突然ですが、仕事だけではつまらないので私が松山に来てからずっと気になっていたことをまとめてみることにしました。あくまで簡易的な話でテクニカルに分析することはしませんが、タイトルにあるように伊予弁の「けん」についてです。お時間にゆとりのある方のみ、読んでいただけたらと思います。
一般的に、伊予弁の「けん」は、原因・理由を表す表現で使用され、広島弁の「けー、じゃけー」とも似たような振る舞いを見せます。
① 【標準語】おいしいから食べて。
② 【伊予弁】おいしいけん食べて。
③ 【広島弁】おいしいけー食べて。
これらの表現は同じ状況で同じ意味合いで使うことができます。

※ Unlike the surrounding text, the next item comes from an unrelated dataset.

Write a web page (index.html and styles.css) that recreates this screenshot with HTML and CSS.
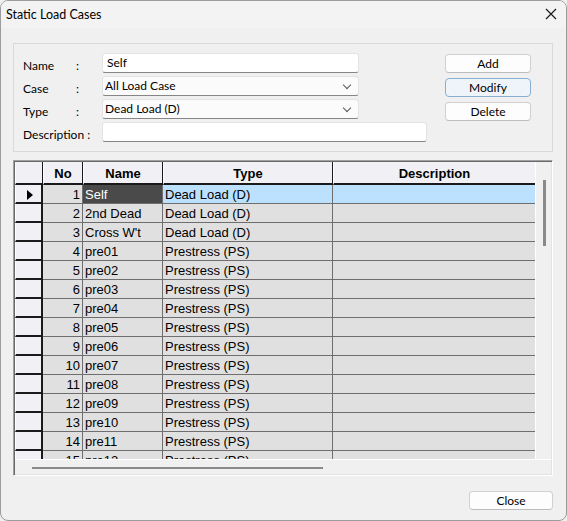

しかしながら次に記すように、時間の起点を表す表現においては、「けん」、「けー」は現れることができません。「*」は意味が通らない時のマーク。
④ 【標準語】朝早くから、ずっと働いてる。
⑤ 【伊予弁】*朝早くけん、ずっと働いとる。
⑥ 【広島弁】*朝早くけー、ずっと働いとう。
また、「けん」が現れることができる場所は、標準語の「から」と基本的に同じです。左から標準語、伊予弁、広島弁の順で書いております。
⑦ 【動詞】食べるから、食べるけん、食べるけー
⑧ 【形容詞】おいしいから、おいしいけん、おいしいけー
⑨ 【名詞】日本だから、日本やけん、日本じゃけー
⑩ 【副詞】ゆっくりだから、ゆっくりやけん、ゆっくりじゃけー
⑪ 【接続詞】だから、やけん、じゃけー
名詞、副詞、接続詞で「けん」を使用する際は、標準語の場合「だ」挿入がありますが、伊予弁広島弁も「や」と「じゃ」の挿入があります。これは聞いた話ですが、四国は昔中国地方とつながっていたのが、断裂して離れていったそうです。もしそれが正しいのであれば、伊予弁と広島弁の「けん」「けー」が音声的に似通っていること及び振る舞いが似ていることは地理的、歴史的にみれば納得できます。
ちなみに、基本的に振る舞いが同じ中でも、複合辞については異なる部分があります。広島弁を記載していないのは母語話者が身近にいないから確認ができないためですが、おそらく伊予弁と同じだと思われます。
⑫ 【標準語】試合にでるからといって、勝たなくていいよ。怪我しないでね。
⑬ 【伊予弁】試合にでるけんって(?けんといって)、勝たんでいいよ。怪我せんといてね。
標準語の「からといって」のケースでは、原因理由表現の「から」と「といって」が合わさり複合辞として機能しております。このような複合辞の表現は⑬にあるように、伊予弁にも観察することができますが、以下の文章ではどうでしょうか。
⑭ 【標準語】愛してるからこそ、別れよう。
⑮ 【伊予弁】*愛しとるけんこそ、別れよう。
⑯ 【標準語】あいつと別れたからには、もう何も障害がない。
⑰ 【伊予弁】*あいつと別れたけんには、もう何も障害がない。
このように複合辞の振る舞いにおいては、標準語で表現できても伊予弁において表現できないものがあります。私は、これらがどのような理由で使用されていないかはわかりませんが、何かしらの理由はあるはずです。愛媛に来てずっと気になっていたのでまとめてみました。詳しい方は是非、教えてください。たぶん、これを読み終えた方は感じたのではないでしょうか、「遠山、暇だな」と。